In the material below, list every line carrying the string "React".
─── EXERCISE INPUT
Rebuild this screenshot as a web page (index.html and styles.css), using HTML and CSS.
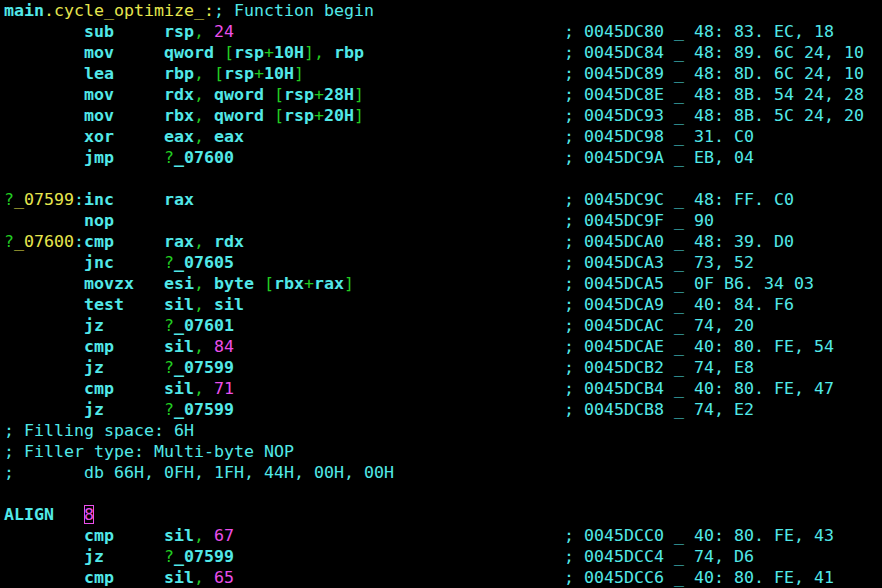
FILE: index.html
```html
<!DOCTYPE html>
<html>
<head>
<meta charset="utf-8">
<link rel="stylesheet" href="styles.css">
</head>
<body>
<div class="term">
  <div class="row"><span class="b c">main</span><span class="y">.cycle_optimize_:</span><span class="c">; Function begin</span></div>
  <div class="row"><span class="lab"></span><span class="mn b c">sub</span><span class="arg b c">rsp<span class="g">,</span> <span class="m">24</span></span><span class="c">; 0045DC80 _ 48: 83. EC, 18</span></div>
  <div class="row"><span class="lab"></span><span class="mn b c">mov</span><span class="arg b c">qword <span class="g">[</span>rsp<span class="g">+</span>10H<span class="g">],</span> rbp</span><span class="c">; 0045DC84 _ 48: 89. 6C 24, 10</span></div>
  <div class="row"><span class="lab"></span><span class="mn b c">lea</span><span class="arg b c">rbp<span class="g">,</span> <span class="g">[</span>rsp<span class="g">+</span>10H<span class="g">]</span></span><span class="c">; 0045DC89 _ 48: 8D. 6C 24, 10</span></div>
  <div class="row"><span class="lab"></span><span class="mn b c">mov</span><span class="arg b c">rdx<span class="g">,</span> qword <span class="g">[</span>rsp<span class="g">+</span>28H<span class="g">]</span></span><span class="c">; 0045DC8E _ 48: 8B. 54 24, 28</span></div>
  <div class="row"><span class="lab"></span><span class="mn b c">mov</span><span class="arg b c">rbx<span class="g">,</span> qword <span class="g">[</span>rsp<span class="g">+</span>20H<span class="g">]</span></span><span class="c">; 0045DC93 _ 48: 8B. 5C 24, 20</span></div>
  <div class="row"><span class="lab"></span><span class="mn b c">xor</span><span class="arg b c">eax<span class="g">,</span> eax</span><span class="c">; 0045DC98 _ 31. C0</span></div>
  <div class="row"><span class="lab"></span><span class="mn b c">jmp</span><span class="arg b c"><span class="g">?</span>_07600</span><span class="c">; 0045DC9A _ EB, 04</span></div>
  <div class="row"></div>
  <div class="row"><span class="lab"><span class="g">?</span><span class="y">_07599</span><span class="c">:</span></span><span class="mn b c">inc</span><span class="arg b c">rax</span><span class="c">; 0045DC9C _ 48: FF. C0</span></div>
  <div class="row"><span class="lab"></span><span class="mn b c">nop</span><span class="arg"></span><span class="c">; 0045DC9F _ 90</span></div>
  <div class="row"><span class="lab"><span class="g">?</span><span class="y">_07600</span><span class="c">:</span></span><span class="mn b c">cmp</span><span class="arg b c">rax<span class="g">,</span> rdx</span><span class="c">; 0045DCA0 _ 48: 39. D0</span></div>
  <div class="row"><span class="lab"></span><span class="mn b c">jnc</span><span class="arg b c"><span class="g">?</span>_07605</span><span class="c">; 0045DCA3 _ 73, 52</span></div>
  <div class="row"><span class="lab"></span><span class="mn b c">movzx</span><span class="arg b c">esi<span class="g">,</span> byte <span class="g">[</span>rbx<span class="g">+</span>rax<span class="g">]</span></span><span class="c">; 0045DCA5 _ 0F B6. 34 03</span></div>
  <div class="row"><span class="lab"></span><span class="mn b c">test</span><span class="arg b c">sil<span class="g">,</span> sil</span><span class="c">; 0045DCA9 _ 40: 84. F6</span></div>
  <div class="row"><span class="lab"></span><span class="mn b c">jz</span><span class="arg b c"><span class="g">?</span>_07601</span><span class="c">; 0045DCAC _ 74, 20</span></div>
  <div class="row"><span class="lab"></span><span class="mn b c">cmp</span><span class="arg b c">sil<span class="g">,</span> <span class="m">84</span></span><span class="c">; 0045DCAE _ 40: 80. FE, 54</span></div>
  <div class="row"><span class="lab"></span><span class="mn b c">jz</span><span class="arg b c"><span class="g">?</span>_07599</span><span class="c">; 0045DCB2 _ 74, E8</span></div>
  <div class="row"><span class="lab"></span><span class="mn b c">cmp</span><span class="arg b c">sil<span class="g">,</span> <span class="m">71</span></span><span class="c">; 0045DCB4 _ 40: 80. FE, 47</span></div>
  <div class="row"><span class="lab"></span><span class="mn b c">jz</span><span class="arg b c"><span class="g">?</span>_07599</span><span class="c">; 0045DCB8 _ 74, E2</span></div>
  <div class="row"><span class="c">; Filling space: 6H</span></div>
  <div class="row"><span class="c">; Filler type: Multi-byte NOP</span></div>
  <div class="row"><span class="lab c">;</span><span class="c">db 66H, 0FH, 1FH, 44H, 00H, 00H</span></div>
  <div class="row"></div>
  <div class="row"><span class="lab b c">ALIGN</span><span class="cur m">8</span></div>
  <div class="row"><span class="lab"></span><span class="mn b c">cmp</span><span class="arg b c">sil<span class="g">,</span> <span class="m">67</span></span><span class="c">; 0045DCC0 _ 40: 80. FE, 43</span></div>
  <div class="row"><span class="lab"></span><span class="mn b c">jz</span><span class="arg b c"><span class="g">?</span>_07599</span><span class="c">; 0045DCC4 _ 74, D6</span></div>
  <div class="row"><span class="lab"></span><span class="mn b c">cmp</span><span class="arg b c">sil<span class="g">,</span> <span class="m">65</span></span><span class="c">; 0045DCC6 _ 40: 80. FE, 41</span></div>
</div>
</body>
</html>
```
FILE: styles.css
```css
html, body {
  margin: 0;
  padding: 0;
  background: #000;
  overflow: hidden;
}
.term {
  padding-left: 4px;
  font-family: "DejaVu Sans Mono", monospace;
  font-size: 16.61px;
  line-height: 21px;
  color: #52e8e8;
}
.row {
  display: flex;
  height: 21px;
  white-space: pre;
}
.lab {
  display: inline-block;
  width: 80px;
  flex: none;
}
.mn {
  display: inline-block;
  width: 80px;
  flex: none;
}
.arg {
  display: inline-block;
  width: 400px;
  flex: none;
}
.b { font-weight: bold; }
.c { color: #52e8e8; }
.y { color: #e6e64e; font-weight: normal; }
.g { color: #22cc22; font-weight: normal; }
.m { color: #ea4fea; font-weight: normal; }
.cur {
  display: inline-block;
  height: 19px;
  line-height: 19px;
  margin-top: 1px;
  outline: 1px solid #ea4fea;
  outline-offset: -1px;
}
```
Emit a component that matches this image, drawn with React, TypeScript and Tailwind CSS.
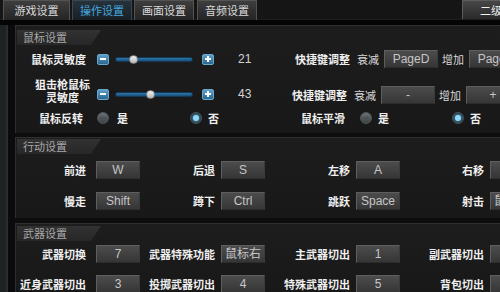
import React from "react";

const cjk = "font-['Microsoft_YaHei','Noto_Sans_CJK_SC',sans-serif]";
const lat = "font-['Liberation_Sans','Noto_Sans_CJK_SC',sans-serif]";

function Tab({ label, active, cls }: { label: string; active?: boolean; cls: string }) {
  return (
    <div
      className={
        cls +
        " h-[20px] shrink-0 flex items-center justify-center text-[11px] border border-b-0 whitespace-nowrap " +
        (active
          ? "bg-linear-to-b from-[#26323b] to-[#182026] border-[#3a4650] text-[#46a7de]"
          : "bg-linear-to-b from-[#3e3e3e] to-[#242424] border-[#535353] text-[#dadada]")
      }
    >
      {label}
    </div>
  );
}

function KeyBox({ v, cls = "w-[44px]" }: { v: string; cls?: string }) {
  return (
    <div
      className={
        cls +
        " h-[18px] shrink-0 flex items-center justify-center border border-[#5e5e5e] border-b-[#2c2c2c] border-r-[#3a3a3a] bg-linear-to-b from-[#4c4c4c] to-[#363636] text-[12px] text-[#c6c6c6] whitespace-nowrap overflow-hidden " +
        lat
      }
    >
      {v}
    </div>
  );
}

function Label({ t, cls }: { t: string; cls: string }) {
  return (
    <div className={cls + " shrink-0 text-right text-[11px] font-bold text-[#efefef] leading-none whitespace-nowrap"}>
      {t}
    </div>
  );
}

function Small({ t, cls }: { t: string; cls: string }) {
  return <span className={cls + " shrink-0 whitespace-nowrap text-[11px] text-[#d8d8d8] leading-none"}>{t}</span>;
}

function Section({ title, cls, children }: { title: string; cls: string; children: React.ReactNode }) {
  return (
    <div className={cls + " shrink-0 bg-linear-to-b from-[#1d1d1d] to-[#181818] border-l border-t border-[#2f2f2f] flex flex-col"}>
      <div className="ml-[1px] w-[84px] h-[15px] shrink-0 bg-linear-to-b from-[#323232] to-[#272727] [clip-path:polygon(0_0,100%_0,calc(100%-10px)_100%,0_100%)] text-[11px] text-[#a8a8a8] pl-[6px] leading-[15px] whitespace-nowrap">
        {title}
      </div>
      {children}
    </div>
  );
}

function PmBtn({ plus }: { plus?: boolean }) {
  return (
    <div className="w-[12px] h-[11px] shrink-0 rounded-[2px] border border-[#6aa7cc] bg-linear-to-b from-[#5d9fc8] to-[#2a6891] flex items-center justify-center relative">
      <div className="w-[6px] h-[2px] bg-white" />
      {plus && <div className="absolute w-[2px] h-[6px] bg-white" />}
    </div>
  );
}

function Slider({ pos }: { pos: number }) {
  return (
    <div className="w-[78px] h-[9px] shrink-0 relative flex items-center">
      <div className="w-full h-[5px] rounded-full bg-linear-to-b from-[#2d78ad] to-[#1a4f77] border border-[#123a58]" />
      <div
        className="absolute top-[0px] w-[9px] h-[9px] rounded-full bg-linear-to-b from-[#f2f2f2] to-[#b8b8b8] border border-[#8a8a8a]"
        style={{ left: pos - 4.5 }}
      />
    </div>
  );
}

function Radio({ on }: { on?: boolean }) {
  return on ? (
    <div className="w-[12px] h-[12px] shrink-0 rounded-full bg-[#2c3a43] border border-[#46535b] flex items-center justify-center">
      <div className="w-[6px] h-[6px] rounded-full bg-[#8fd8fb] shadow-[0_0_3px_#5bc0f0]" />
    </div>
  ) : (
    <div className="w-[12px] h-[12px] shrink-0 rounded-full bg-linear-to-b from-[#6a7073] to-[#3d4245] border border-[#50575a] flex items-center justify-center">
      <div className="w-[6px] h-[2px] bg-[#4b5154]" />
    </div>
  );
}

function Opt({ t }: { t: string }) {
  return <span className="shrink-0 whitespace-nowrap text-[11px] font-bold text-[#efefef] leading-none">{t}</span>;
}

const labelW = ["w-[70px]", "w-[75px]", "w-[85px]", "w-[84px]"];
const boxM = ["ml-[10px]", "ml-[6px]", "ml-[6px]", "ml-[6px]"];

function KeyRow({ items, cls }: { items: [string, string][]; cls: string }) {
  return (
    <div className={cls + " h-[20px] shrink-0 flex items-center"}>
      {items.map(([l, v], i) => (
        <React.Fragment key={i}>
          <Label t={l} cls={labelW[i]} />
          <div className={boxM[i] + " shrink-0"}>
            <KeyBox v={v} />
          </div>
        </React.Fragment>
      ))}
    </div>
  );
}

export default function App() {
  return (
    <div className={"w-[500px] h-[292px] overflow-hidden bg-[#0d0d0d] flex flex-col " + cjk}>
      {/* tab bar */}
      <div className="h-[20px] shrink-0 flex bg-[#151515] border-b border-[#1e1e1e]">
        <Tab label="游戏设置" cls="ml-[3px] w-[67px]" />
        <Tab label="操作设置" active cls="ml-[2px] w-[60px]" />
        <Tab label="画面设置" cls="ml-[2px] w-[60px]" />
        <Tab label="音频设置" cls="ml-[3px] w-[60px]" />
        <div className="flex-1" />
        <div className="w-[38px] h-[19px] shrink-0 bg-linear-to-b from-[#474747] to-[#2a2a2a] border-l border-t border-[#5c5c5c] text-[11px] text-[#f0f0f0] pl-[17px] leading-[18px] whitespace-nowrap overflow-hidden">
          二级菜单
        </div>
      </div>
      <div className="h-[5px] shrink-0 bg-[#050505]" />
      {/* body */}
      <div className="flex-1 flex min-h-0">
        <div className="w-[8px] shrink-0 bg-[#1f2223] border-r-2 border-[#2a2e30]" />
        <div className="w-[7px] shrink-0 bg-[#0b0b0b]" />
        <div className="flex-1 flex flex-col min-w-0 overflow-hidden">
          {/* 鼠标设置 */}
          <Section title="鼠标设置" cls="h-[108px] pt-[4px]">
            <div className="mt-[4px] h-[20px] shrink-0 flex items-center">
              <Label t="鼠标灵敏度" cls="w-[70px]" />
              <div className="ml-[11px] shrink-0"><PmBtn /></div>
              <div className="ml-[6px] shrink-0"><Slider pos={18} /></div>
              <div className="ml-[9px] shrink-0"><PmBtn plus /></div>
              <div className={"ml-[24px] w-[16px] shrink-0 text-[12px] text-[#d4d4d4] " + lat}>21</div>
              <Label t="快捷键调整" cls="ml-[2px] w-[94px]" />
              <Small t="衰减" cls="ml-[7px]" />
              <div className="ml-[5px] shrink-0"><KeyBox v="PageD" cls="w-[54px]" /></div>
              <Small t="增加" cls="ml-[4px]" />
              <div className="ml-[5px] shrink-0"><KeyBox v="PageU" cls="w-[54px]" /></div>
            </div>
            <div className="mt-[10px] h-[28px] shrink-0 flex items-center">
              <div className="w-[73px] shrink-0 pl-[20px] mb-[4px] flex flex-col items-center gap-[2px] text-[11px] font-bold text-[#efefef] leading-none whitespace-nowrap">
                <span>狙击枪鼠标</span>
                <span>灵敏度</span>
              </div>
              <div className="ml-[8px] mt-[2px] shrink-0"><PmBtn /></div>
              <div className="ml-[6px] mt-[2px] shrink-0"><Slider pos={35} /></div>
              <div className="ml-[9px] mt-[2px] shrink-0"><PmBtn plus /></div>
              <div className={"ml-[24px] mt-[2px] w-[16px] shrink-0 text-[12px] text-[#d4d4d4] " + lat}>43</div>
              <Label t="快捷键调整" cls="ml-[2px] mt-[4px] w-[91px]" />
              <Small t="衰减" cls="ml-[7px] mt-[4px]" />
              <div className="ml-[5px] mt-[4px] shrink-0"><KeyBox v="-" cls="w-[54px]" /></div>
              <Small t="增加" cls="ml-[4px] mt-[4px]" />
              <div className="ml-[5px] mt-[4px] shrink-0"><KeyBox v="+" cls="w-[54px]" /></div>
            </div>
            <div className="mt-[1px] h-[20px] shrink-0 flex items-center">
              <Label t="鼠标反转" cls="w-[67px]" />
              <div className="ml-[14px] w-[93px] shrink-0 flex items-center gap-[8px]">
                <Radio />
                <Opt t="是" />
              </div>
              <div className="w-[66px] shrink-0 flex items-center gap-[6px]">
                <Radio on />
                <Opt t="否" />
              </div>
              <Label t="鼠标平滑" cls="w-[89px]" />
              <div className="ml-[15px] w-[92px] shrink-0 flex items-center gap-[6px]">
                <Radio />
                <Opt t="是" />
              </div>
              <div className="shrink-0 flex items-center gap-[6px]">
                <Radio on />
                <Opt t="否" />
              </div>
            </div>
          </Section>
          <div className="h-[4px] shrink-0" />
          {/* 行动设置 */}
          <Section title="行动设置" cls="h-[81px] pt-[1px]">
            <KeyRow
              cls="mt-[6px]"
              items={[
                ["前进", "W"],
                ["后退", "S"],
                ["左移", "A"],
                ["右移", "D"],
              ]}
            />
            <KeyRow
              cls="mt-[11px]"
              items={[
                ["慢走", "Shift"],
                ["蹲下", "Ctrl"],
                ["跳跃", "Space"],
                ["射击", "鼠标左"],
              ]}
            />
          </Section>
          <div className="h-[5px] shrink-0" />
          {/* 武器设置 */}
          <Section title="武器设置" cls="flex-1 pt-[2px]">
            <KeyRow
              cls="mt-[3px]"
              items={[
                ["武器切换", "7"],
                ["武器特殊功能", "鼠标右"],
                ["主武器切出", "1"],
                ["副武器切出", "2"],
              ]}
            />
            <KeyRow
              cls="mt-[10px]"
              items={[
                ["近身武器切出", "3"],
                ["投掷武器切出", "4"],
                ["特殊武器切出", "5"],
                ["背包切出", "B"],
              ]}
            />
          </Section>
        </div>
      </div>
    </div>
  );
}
──────
─── EXERCISE INPUT
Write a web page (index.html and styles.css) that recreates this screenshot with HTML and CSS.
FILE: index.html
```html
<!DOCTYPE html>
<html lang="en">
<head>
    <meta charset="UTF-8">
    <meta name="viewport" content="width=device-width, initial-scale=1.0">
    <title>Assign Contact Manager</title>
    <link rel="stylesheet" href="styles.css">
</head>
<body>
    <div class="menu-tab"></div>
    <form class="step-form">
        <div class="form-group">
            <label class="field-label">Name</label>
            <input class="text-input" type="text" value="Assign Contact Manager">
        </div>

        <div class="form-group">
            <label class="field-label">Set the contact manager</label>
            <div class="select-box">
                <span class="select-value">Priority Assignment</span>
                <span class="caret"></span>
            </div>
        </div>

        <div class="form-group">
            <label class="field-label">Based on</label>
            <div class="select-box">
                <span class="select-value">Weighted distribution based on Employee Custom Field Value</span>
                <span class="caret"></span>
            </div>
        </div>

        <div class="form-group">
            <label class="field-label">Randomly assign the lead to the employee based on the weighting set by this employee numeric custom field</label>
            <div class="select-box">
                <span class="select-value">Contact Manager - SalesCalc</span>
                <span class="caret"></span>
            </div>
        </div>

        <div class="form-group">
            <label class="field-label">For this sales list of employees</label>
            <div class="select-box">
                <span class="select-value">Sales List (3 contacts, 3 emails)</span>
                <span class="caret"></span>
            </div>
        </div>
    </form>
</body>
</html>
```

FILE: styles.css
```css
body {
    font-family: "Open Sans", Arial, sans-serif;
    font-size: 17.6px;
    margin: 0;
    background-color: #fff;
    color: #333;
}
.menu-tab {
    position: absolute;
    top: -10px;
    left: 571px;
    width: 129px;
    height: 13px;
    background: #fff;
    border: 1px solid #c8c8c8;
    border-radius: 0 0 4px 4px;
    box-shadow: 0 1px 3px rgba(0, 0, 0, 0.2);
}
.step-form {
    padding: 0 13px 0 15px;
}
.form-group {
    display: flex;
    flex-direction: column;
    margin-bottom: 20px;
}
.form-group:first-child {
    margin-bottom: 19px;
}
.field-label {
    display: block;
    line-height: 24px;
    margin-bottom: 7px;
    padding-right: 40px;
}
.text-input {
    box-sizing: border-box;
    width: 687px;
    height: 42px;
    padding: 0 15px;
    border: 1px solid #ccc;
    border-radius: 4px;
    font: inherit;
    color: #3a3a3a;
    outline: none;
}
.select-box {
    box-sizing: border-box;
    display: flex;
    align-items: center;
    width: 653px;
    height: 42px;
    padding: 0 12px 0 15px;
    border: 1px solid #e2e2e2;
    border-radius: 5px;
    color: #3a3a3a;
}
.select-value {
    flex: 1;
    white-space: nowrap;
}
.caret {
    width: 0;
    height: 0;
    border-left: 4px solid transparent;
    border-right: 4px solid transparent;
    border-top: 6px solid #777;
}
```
──────
** WRITTEN RESPONSE **
Emit a component that matches this image, drawn with React, TypeScript and Tailwind CSS.
import React from "react";
function Section({ title, cls, children }: { title: string; cls: string; children: React.ReactNode }) {
        <React.Fragment key={i}>
        </React.Fragment>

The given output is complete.